### Request
Report the total number of lines that include the string "styles", without any other text.
# START OF Raw data
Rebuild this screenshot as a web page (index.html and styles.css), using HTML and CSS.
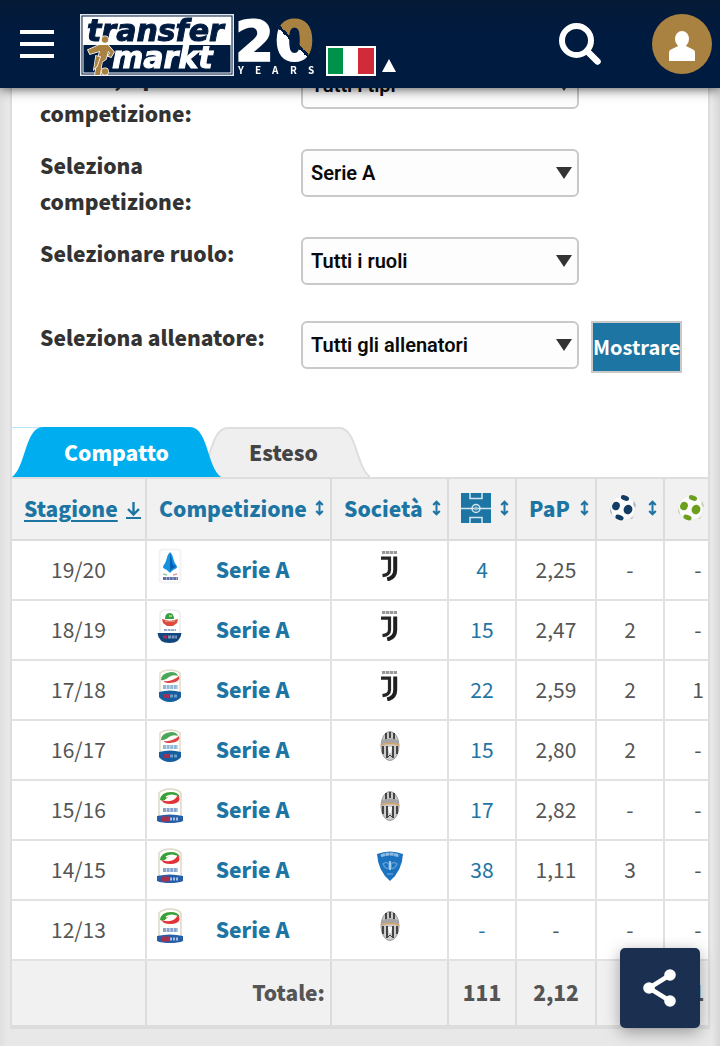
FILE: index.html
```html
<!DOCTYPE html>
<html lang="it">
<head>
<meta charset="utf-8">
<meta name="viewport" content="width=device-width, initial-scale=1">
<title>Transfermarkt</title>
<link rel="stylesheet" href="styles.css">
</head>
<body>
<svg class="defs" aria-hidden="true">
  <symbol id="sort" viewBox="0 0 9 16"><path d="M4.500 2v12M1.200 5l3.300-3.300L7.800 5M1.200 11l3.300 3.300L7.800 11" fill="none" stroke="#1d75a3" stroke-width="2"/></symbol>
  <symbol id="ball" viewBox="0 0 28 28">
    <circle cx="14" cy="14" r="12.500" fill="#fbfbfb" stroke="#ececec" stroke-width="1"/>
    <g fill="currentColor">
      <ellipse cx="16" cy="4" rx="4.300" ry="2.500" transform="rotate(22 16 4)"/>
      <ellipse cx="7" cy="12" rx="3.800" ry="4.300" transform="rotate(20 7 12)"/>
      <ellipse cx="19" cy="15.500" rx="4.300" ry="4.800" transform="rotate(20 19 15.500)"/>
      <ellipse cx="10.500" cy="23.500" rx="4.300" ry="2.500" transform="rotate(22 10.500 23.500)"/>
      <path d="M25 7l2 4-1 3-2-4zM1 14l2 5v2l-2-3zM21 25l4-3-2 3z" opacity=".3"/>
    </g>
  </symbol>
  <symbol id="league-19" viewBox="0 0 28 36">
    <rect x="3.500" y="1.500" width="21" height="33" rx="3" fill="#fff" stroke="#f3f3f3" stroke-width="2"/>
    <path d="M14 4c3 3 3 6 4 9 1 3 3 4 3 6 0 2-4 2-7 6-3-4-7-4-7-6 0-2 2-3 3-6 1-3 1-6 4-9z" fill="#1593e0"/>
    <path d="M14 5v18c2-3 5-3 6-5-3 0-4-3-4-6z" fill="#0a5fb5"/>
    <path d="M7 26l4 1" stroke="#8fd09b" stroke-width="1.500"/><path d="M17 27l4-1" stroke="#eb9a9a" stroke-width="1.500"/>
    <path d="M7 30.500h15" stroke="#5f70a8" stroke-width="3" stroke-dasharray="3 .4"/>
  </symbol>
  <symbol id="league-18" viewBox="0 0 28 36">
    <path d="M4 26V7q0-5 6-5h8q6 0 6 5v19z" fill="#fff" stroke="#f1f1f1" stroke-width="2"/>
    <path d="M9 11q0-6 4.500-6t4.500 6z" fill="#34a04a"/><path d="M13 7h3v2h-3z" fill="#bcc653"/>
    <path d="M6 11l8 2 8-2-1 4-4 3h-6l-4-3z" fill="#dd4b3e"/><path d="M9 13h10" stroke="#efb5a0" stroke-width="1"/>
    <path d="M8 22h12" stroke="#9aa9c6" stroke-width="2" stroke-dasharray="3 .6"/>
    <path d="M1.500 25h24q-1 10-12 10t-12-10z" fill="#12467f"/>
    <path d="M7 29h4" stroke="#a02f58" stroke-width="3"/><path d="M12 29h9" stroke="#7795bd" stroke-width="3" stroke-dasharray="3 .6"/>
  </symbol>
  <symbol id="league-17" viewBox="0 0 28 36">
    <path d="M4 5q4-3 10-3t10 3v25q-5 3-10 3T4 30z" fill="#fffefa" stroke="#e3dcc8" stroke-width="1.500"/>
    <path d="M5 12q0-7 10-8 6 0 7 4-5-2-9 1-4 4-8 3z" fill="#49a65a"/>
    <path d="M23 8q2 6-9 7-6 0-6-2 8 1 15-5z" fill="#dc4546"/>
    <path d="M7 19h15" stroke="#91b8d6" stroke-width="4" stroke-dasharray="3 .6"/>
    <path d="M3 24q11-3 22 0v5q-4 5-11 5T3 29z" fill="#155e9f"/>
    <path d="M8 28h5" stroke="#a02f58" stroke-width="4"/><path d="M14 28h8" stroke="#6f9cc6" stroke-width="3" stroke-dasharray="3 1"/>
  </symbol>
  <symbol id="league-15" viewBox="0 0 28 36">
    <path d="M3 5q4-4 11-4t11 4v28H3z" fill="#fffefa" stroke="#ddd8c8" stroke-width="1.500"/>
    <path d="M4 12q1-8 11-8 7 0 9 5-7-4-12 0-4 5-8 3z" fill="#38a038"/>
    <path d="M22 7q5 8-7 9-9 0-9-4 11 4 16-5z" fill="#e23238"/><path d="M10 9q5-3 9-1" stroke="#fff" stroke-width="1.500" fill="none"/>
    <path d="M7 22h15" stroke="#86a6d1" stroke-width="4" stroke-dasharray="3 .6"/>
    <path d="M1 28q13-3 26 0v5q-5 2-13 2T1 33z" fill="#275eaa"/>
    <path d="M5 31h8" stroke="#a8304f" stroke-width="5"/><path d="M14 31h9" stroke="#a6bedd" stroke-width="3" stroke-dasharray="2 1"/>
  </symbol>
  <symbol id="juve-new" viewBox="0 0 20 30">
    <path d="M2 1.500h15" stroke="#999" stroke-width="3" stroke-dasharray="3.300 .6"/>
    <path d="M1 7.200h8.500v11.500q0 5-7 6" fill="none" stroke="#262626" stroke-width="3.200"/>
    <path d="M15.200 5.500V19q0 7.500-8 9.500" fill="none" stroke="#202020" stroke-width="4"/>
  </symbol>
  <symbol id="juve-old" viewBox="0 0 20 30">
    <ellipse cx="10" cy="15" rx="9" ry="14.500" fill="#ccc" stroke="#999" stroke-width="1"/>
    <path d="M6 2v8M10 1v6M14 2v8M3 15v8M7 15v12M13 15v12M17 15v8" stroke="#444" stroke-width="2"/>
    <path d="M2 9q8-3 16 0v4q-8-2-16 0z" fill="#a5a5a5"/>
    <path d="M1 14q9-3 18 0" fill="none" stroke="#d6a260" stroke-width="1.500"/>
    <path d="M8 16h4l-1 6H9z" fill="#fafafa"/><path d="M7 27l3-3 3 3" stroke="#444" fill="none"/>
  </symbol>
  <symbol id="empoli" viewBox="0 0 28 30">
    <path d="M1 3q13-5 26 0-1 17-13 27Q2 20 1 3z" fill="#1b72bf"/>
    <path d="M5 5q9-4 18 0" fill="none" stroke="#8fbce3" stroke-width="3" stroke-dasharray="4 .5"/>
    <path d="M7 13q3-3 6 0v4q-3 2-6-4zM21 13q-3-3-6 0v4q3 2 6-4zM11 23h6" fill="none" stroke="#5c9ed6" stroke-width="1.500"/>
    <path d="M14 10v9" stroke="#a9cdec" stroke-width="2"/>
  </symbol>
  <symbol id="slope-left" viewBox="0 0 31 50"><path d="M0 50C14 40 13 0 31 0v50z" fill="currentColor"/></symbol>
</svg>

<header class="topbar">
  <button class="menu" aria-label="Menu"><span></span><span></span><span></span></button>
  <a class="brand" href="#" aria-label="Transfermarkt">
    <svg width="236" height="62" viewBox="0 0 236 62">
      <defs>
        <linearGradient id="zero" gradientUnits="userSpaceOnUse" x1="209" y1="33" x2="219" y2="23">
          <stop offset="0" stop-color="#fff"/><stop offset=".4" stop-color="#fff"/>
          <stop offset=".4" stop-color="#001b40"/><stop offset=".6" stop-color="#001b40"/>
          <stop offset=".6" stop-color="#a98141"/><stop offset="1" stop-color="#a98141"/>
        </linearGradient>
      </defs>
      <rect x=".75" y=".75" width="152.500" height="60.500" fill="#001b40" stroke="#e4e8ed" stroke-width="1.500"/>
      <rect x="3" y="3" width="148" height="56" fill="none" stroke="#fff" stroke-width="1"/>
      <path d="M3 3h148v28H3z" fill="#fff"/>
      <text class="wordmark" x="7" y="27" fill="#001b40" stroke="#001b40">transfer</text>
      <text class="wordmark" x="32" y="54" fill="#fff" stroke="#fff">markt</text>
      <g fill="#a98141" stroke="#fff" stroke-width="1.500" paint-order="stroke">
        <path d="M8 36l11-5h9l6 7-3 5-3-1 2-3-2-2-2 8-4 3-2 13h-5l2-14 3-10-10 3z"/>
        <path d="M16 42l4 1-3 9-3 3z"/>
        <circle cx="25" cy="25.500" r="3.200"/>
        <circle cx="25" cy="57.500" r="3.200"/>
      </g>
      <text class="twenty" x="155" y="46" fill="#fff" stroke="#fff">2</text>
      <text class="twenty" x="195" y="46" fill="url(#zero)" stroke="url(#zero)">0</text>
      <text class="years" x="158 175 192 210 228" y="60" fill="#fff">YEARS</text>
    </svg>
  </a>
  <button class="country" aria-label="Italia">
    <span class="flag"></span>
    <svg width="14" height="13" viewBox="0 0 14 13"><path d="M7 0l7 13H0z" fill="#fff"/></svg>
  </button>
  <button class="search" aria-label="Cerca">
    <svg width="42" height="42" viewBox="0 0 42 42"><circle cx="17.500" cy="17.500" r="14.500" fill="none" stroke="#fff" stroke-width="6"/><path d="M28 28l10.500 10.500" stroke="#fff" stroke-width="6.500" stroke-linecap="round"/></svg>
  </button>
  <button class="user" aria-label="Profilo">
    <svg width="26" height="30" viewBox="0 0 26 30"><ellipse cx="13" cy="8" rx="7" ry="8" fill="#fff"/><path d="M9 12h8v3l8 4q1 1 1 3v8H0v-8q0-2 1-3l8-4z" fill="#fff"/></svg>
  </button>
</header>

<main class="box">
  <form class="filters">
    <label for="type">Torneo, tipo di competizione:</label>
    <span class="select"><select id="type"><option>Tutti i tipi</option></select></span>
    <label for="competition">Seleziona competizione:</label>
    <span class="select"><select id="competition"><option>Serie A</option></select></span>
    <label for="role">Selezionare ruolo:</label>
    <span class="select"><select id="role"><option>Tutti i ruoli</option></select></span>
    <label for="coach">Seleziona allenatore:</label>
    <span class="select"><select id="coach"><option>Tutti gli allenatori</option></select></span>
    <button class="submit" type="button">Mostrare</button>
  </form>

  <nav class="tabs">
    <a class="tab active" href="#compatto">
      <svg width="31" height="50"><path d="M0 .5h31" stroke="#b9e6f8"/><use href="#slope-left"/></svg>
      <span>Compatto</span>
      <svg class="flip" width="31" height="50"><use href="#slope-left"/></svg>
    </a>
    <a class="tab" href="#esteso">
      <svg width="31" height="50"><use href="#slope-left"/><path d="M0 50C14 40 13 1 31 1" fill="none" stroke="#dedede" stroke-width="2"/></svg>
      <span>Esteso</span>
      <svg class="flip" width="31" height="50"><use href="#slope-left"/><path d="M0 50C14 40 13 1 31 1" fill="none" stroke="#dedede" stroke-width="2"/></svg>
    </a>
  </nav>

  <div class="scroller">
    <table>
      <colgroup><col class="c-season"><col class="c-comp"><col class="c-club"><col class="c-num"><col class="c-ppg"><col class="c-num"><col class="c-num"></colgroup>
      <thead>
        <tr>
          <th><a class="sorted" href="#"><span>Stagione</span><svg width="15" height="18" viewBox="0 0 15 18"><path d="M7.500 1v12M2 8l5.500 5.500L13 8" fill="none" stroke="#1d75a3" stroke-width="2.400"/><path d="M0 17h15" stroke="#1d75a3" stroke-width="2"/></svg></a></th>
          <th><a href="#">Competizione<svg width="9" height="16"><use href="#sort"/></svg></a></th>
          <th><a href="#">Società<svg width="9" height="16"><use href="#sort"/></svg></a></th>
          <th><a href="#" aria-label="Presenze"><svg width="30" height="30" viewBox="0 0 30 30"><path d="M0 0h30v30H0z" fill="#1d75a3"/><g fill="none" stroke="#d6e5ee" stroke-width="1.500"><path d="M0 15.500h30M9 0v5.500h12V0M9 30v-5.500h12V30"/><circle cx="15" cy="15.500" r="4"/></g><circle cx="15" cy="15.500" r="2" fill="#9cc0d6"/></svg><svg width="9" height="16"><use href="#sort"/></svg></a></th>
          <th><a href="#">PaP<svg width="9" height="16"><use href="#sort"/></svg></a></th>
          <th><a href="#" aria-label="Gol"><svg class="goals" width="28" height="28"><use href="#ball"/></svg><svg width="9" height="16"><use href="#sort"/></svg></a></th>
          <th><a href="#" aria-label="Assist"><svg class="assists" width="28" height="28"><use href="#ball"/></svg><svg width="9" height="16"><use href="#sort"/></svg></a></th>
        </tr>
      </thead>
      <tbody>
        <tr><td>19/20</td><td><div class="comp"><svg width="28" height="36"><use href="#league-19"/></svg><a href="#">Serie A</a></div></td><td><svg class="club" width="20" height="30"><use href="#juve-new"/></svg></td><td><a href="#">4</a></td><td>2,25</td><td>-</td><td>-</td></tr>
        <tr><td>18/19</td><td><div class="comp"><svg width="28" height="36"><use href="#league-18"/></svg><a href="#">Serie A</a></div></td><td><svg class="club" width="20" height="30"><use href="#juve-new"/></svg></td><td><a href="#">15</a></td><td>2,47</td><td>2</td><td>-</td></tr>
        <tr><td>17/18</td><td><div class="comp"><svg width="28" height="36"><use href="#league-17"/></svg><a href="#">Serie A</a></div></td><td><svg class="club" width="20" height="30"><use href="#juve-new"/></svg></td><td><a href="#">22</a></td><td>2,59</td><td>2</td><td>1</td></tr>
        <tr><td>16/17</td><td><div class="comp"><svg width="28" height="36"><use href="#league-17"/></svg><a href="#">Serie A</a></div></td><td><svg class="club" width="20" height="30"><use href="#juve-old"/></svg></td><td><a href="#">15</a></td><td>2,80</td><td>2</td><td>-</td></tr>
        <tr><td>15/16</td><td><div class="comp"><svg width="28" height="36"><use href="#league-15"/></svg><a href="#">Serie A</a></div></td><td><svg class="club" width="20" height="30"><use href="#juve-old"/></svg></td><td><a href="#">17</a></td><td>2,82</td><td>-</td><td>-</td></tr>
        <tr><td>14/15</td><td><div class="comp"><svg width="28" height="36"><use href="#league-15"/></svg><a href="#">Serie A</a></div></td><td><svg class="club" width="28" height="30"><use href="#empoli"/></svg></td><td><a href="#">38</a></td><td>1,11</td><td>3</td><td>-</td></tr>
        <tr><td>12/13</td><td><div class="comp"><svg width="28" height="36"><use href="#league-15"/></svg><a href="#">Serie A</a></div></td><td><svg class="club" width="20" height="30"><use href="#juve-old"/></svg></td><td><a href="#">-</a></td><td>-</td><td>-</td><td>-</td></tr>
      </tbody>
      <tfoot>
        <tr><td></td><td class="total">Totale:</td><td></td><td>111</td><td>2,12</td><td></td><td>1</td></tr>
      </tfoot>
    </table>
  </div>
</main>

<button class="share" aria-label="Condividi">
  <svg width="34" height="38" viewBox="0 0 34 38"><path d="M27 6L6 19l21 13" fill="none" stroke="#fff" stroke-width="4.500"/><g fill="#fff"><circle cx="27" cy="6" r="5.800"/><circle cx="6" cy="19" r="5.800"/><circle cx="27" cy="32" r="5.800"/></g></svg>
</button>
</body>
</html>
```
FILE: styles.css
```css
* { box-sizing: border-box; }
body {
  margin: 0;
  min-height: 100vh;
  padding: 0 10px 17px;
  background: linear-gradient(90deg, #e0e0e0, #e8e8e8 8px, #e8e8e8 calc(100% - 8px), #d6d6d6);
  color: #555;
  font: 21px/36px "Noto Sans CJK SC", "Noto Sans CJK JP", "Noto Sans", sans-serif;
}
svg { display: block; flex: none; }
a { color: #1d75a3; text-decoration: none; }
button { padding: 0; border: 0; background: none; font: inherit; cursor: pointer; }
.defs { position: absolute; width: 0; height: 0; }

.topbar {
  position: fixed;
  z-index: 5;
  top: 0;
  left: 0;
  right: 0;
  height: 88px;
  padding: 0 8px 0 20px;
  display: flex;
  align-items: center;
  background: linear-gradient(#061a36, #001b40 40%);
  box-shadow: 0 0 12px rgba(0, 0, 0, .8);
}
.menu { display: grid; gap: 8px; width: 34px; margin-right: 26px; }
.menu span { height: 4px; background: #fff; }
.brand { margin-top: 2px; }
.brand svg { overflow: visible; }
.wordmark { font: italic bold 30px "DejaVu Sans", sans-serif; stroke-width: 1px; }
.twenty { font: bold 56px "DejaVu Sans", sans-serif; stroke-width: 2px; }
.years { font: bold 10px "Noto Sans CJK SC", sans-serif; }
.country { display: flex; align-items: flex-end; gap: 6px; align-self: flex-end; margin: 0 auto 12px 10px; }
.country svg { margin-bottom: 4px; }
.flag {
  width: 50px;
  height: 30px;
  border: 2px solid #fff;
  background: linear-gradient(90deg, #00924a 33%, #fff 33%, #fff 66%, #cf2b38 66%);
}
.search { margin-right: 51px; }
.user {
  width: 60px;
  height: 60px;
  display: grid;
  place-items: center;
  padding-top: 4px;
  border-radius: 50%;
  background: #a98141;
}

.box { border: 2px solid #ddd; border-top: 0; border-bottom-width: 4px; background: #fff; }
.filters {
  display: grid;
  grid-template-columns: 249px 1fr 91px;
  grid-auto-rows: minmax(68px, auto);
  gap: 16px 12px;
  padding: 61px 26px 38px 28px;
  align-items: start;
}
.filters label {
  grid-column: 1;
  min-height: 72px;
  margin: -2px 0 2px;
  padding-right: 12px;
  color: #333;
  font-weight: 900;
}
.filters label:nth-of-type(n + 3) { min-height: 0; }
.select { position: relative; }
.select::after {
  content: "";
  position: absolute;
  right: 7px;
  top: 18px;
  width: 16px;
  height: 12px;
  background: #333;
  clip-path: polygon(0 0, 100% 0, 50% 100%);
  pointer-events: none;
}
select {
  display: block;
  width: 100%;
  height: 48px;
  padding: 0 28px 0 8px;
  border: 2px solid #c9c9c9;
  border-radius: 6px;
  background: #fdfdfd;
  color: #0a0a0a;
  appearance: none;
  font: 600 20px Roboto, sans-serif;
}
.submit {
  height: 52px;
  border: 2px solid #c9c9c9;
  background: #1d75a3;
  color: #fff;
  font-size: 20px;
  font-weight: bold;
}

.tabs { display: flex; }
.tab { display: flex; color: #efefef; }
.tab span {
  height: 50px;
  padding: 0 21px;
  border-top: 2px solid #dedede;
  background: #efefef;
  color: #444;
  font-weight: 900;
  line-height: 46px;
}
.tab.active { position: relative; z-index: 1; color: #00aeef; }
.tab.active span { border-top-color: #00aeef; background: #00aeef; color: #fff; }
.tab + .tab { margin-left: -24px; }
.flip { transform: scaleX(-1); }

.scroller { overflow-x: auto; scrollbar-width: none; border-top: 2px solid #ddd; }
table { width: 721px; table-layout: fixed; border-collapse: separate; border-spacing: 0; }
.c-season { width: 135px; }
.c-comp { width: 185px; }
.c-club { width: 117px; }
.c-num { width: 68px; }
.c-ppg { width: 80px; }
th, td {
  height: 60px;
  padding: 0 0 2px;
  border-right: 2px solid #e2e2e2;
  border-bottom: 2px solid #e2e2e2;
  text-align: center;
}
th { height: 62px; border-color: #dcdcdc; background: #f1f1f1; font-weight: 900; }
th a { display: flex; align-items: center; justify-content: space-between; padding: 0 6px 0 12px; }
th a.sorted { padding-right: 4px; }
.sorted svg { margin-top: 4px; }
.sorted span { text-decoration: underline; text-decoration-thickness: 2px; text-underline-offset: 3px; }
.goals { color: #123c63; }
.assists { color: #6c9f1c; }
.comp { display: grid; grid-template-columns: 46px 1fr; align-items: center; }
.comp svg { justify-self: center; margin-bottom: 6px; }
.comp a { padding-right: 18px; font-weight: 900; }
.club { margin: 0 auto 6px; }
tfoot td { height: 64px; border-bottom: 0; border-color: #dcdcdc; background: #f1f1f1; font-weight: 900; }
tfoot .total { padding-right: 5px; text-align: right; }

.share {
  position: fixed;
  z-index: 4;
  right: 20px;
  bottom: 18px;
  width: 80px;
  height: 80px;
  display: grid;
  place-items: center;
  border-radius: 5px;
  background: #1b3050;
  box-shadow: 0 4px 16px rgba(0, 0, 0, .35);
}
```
# END OF Raw data
### Written response
3